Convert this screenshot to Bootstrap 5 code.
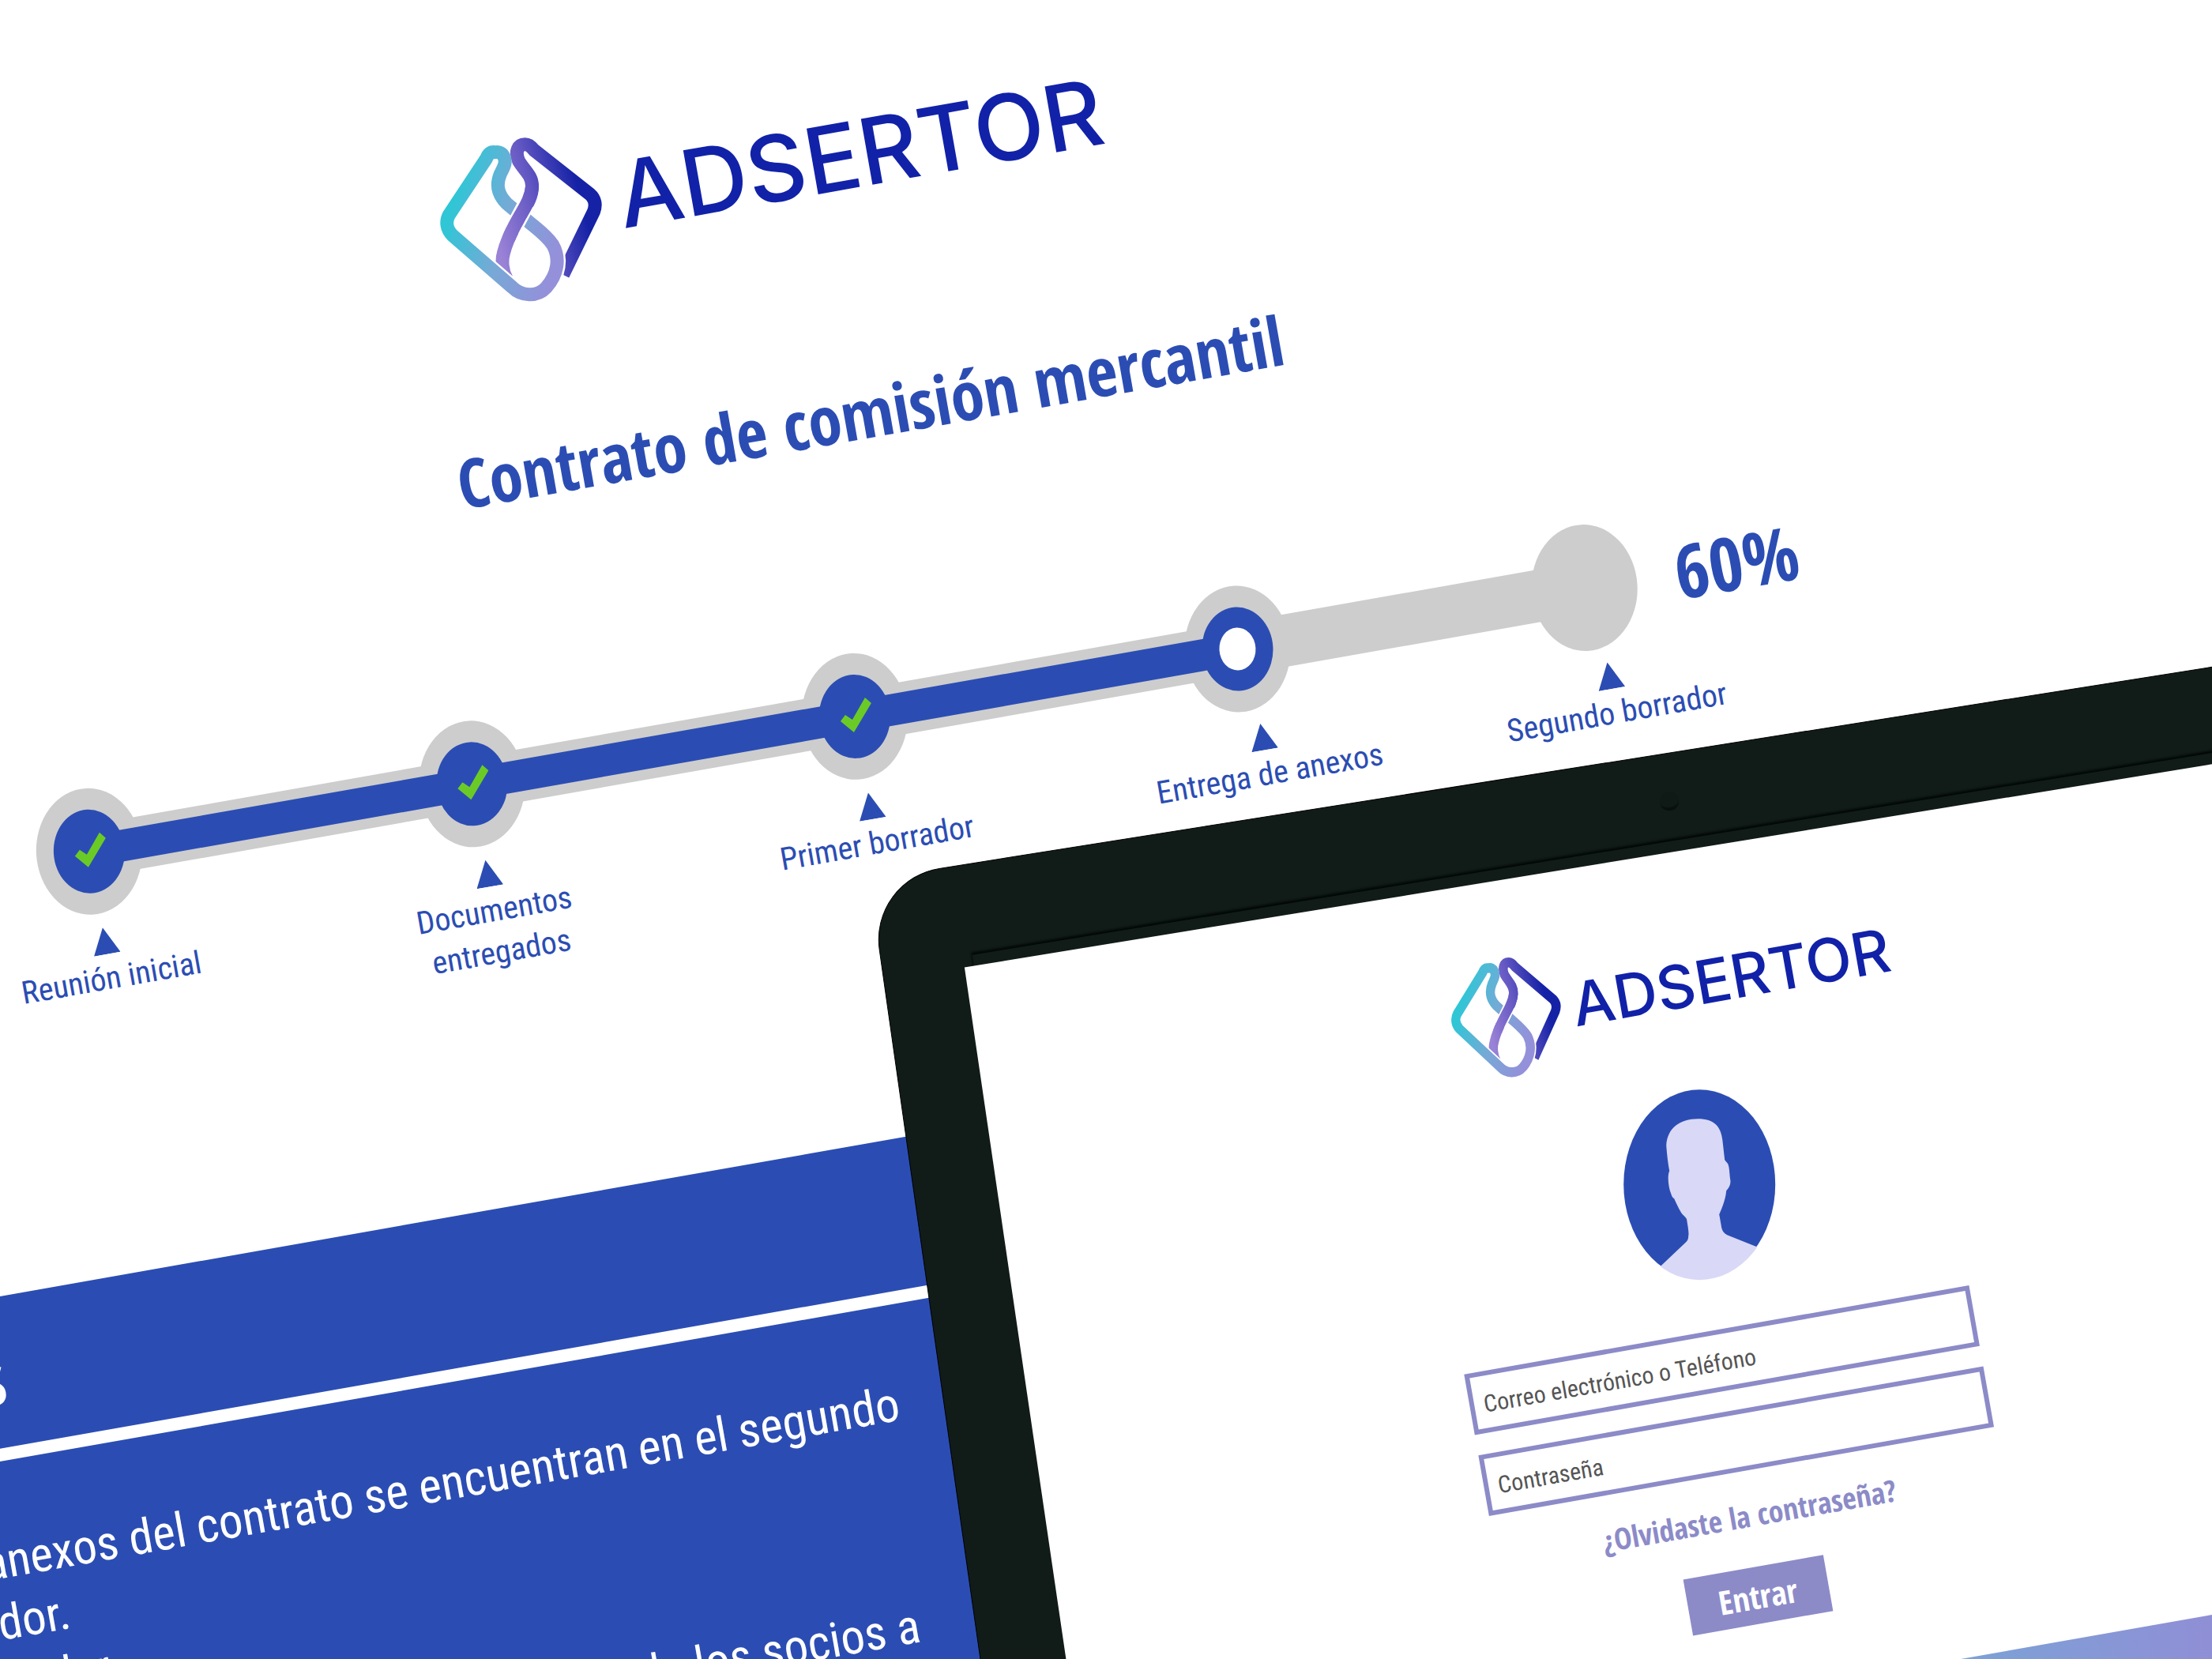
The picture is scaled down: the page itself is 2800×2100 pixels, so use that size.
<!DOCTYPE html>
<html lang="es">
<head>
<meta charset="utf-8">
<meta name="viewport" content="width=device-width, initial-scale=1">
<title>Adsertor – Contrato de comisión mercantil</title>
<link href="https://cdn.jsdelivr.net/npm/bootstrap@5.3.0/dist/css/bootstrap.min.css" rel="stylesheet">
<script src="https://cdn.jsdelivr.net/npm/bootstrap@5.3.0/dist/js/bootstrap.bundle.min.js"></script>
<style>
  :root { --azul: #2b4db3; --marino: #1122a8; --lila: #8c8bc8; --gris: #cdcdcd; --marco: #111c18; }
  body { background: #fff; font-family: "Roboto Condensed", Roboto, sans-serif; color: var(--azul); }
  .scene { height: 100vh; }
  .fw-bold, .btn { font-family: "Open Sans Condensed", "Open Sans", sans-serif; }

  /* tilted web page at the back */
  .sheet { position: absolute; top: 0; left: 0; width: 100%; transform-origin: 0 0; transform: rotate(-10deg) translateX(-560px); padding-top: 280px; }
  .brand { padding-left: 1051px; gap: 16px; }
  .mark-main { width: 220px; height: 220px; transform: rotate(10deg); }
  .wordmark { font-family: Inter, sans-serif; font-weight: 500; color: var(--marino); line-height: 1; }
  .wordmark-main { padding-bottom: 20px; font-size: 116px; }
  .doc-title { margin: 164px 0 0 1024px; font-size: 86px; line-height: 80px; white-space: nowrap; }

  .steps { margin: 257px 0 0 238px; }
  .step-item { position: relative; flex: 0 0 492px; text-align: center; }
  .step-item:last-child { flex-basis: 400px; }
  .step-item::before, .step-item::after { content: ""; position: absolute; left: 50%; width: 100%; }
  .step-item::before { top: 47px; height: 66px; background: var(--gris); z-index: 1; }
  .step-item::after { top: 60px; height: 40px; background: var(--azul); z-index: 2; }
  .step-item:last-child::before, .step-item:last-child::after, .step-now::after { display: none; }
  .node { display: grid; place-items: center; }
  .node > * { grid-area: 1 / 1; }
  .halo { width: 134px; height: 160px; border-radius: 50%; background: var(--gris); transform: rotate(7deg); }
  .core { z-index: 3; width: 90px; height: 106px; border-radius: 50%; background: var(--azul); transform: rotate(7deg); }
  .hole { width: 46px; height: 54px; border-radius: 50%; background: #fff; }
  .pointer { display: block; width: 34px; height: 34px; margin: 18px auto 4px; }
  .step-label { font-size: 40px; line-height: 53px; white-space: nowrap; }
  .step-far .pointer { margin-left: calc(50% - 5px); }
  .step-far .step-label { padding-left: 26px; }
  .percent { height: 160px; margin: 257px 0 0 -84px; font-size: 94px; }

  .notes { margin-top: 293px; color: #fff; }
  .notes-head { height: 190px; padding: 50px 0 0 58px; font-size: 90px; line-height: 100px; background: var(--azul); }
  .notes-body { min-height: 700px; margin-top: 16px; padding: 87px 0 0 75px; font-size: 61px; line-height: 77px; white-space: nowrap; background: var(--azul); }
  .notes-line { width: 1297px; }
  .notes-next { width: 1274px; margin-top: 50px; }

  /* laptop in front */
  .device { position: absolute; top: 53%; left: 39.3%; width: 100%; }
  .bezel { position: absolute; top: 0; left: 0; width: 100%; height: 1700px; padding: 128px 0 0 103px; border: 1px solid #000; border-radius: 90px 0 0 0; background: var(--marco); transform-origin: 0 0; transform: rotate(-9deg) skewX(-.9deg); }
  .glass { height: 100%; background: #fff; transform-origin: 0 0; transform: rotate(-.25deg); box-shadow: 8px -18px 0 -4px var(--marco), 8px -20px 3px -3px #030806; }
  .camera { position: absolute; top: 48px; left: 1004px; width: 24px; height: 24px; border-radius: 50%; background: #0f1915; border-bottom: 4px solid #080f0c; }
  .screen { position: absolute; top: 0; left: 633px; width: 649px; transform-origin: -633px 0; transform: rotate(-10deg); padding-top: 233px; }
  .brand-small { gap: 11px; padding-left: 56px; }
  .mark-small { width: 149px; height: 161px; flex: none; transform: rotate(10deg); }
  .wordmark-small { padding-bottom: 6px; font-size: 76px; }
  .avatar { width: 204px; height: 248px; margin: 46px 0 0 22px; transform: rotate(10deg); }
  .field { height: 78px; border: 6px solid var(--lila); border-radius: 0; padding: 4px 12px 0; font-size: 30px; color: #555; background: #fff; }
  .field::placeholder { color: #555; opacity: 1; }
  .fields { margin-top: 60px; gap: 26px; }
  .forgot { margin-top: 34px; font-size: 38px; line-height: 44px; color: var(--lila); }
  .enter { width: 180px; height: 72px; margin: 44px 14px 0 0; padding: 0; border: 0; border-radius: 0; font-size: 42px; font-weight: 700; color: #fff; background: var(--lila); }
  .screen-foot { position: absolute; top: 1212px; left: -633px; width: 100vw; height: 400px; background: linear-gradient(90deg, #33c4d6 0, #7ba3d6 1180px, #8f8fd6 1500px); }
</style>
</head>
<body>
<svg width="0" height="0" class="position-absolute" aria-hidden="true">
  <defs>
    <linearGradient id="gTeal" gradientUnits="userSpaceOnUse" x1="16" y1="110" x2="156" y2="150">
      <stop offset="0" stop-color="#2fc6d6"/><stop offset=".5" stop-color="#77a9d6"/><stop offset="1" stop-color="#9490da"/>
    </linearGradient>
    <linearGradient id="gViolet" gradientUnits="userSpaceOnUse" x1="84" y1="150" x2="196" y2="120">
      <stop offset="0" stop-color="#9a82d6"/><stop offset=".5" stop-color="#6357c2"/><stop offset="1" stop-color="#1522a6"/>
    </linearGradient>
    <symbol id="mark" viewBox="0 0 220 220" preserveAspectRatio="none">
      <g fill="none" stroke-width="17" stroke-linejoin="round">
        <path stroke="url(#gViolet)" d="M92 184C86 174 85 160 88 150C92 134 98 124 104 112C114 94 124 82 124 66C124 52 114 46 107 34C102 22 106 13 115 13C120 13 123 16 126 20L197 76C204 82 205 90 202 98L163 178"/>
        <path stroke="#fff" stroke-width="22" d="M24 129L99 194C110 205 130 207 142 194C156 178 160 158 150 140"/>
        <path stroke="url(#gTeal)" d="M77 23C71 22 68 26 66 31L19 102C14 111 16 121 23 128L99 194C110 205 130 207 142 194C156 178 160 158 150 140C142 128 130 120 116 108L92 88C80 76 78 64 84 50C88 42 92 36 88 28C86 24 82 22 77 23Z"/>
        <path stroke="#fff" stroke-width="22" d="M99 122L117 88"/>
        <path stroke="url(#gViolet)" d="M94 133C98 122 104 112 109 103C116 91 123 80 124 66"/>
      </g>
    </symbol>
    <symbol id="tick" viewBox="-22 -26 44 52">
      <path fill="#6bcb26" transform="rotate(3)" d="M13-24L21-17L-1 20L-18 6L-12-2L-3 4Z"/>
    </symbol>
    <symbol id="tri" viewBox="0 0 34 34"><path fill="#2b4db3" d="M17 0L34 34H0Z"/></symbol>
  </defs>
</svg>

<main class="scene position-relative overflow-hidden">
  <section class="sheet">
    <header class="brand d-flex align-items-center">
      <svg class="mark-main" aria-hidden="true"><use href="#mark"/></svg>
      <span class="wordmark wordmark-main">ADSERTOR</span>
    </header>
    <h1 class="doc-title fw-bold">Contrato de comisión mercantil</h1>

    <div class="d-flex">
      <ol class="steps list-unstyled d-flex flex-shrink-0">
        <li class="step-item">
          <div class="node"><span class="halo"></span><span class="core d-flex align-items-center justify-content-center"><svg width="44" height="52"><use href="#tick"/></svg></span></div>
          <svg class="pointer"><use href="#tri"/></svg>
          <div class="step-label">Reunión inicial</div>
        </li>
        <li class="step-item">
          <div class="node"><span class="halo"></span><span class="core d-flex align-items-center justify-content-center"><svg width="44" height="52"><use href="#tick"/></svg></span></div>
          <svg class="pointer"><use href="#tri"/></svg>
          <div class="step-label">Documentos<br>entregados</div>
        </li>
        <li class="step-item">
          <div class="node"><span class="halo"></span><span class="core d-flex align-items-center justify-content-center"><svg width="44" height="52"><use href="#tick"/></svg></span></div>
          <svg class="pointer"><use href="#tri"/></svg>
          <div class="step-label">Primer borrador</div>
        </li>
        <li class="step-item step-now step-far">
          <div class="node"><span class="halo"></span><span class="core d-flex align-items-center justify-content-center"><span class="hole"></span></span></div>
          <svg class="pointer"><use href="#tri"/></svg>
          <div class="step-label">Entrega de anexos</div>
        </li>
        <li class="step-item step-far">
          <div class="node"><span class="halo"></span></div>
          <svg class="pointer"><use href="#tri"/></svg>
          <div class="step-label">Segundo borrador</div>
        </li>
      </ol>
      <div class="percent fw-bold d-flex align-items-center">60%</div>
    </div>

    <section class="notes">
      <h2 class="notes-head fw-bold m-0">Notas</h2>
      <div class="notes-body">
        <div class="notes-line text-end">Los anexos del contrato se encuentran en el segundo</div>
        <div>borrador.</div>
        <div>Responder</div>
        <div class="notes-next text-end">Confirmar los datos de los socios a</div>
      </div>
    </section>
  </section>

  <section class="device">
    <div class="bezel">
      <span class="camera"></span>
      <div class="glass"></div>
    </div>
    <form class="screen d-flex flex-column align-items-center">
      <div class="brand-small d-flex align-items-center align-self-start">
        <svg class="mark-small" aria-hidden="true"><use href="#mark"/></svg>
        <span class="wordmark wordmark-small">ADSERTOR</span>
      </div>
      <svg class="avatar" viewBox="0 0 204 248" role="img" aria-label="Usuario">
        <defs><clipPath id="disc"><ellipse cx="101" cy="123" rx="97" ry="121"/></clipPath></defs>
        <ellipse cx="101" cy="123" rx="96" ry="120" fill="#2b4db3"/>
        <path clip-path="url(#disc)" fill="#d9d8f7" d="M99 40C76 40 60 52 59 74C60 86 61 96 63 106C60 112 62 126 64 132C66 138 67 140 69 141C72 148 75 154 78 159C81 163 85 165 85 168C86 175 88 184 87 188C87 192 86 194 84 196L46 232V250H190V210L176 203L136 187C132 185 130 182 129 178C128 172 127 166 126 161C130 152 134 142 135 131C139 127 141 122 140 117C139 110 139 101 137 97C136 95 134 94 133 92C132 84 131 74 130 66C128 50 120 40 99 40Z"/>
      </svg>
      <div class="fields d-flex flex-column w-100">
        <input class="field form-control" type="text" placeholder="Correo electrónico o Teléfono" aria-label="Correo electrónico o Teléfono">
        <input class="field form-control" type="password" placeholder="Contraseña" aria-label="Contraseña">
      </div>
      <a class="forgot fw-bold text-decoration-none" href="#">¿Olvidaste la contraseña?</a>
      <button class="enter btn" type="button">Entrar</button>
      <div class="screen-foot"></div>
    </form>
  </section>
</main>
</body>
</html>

Exercise task
Give again, word for word, the lines starting at the line that has "The picture is" and ending at the line that has "margin: 164px 0", with both of those lines included and nothing else.

Problem solution
The picture is scaled down: the page itself is 2800×2100 pixels, so use that size.
<!DOCTYPE html>
<html lang="es">
<head>
<meta charset="utf-8">
<meta name="viewport" content="width=device-width, initial-scale=1">
<title>Adsertor – Contrato de comisión mercantil</title>
<link href="https://cdn.jsdelivr.net/npm/bootstrap@5.3.0/dist/css/bootstrap.min.css" rel="stylesheet">
<script src="https://cdn.jsdelivr.net/npm/bootstrap@5.3.0/dist/js/bootstrap.bundle.min.js"></script>
<style>
  :root { --azul: #2b4db3; --marino: #1122a8; --lila: #8c8bc8; --gris: #cdcdcd; --marco: #111c18; }
  body { background: #fff; font-family: "Roboto Condensed", Roboto, sans-serif; color: var(--azul); }
  .scene { height: 100vh; }
  .fw-bold, .btn { font-family: "Open Sans Condensed", "Open Sans", sans-serif; }

  /* tilted web page at the back */
  .sheet { position: absolute; top: 0; left: 0; width: 100%; transform-origin: 0 0; transform: rotate(-10deg) translateX(-560px); padding-top: 280px; }
  .brand { padding-left: 1051px; gap: 16px; }
  .mark-main { width: 220px; height: 220px; transform: rotate(10deg); }
  .wordmark { font-family: Inter, sans-serif; font-weight: 500; color: var(--marino); line-height: 1; }
  .wordmark-main { padding-bottom: 20px; font-size: 116px; }
  .doc-title { margin: 164px 0 0 1024px; font-size: 86px; line-height: 80px; white-space: nowrap; }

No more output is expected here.